SUPPLIED INFORMATION:
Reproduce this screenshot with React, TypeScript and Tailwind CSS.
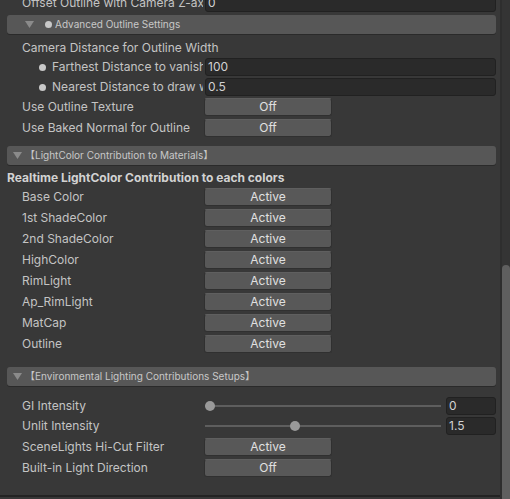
import React from "react";

const FONT = { fontFamily: "Inter, 'Noto Sans CJK JP', sans-serif" };

function Label({ children, pl = "pl-[22px]" }: { children: React.ReactNode; pl?: string }) {
  return (
    <div className={`w-[203px] shrink-0 overflow-hidden whitespace-nowrap ${pl}`}>{children}</div>
  );
}

function Field({ value, w = "w-[291px]" }: { value: string; w?: string }) {
  return (
    <div className={`ml-[2px] h-[18px] ${w} rounded-[3px] border border-[#212121] bg-[#2a2a2a] pl-[2px] leading-[16px] text-[#d2d2d2]`}>
      {value}
    </div>
  );
}

function Btn({ value }: { value: string }) {
  return (
    <div className="ml-[1px] h-[18px] w-[128px] rounded-[3px] border border-[#303030] border-t-[#5f5f5f] bg-[#585858] text-center leading-[16px] text-[#e0e0e0]">
      {value}
    </div>
  );
}

function Dot() {
  return <span className="inline-block h-[7px] w-[7px] rounded-full bg-[#c8c8c8] align-middle" />;
}

function Tri() {
  return (
    <svg width="9" height="8" viewBox="0 0 9 8" className="shrink-0">
      <path d="M0 0 L9 0 L4.5 7 Z" fill="#8b8b8b" />
    </svg>
  );
}

function Header({ children, triPad }: { children: React.ReactNode; triPad: string }) {
  return (
    <div className={`ml-[7px] flex h-[19px] w-[489px] items-center rounded-[3px] bg-[#575757] shadow-[0_1px_0_#2a2a2a] ${triPad} text-[10px] text-[#c8c8c8]`}>
      {children}
    </div>
  );
}

function BtnRow({ label, value, mt = "mt-[3px]" }: { label: string; value: string; mt?: string }) {
  return (
    <div className={`flex h-[18px] items-center ${mt}`}>
      <Label>{label}</Label>
      <Btn value={value} />
    </div>
  );
}

function SliderRow({ label, value, pos, mt }: { label: string; value: string; pos: number; mt: string }) {
  return (
    <div className={`flex h-[18px] items-center ${mt}`}>
      <Label>{label}</Label>
      <div className="relative ml-[2px] h-[18px] w-[236px]">
        <div className="absolute left-0 right-0 top-[8px] h-[2px] bg-[#5e5e5e]" />
        <div
          className="absolute top-[4px] h-[10px] w-[10px] rounded-full bg-[#999999]"
          style={{ left: pos - 5 }}
        />
      </div>
      <div className="ml-[5px] h-[18px] w-[50px] rounded-[3px] border border-[#212121] bg-[#2a2a2a] pl-[2px] leading-[16px] text-[#d2d2d2]">
        {value}
      </div>
    </div>
  );
}

export default function App() {
  const colors = [
    "Base Color",
    "1st ShadeColor",
    "2nd ShadeColor",
    "HighColor",
    "RimLight",
    "Ap_RimLight",
    "MatCap",
    "Outline",
  ];
  return (
    <div
      className="flex h-[499px] w-[510px] overflow-hidden bg-[#383838] text-[12px] text-[#c4c4c4]"
      style={FONT}
    >
      <div className="flex w-[500px] shrink-0 flex-col">
        <div className="mt-[-6px] flex h-[18px] items-center">
          <Label>Offset Outline with Camera Z-axis</Label>
          <Field value="0" />
        </div>
        <div className="mt-[3px]">
          <Header triPad="pl-[18px]">
            <Tri />
            <span className="ml-[11px] inline-block h-[7px] w-[7px] rounded-full bg-[#c8c8c8]" />
            <span className="ml-[3px]">Advanced Outline Settings</span>
          </Header>
        </div>
        <div className="mt-[5px] flex h-[18px] items-center whitespace-nowrap pl-[22px]">
          Camera Distance for Outline Width
        </div>
        <div className="mt-[1px] flex h-[18px] items-center">
          <Label pl="pl-[39px]">
            <Dot />
            <span className="ml-[6px]">Farthest Distance to vanish</span>
          </Label>
          <Field value="100" />
        </div>
        <div className="mt-[2px] flex h-[18px] items-center">
          <Label pl="pl-[39px]">
            <Dot />
            <span className="ml-[6px]">Nearest Distance to draw with Outline</span>
          </Label>
          <Field value="0.5" />
        </div>
        <BtnRow label="Use Outline Texture" value="Off" mt="mt-[2px]" />
        <BtnRow label="Use Baked Normal for Outline" value="Off" />
        <div className="mt-[9px]">
          <Header triPad="pl-[6px]">
            <Tri />
            <span className="ml-[3px]">【LightColor Contribution to Materials】</span>
          </Header>
        </div>
        <div className="mt-[4px] flex h-[18px] items-center pl-[7px] font-bold text-[#d2d2d2]">
          Realtime LightColor Contribution to each colors
        </div>
        <div className="mt-[-2px]">
          {colors.map((c) => (
            <BtnRow key={c} label={c} value="Active" />
          ))}
        </div>
        <div className="mt-[14px]">
          <Header triPad="pl-[6px]">
            <Tri />
            <span className="ml-[3px]">【Environmental Lighting Contributions Setups】</span>
          </Header>
        </div>
        <SliderRow label="GI Intensity" value="0" pos={5} mt="mt-[11px]" />
        <SliderRow label="Unlit Intensity" value="1.5" pos={90} mt="mt-[2px]" />
        <BtnRow label="SceneLights Hi-Cut Filter" value="Active" />
        <BtnRow label="Built-in Light Direction" value="Off" />
        <div className="mt-[18px] h-[2px] w-full bg-[#232323]" />
      </div>
      <div className="flex w-[10px] shrink-0 flex-col border-l-2 border-[#2e2e2e] bg-[#343434]">
        <div className="mt-[265px] flex-1 rounded-t-[4px] bg-[#5f5f5f]" />
      </div>
    </div>
  );
}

GOAL: Count every line bearing the word "React"; report the total only.

RESPONSE TO THE EXERCISE: 4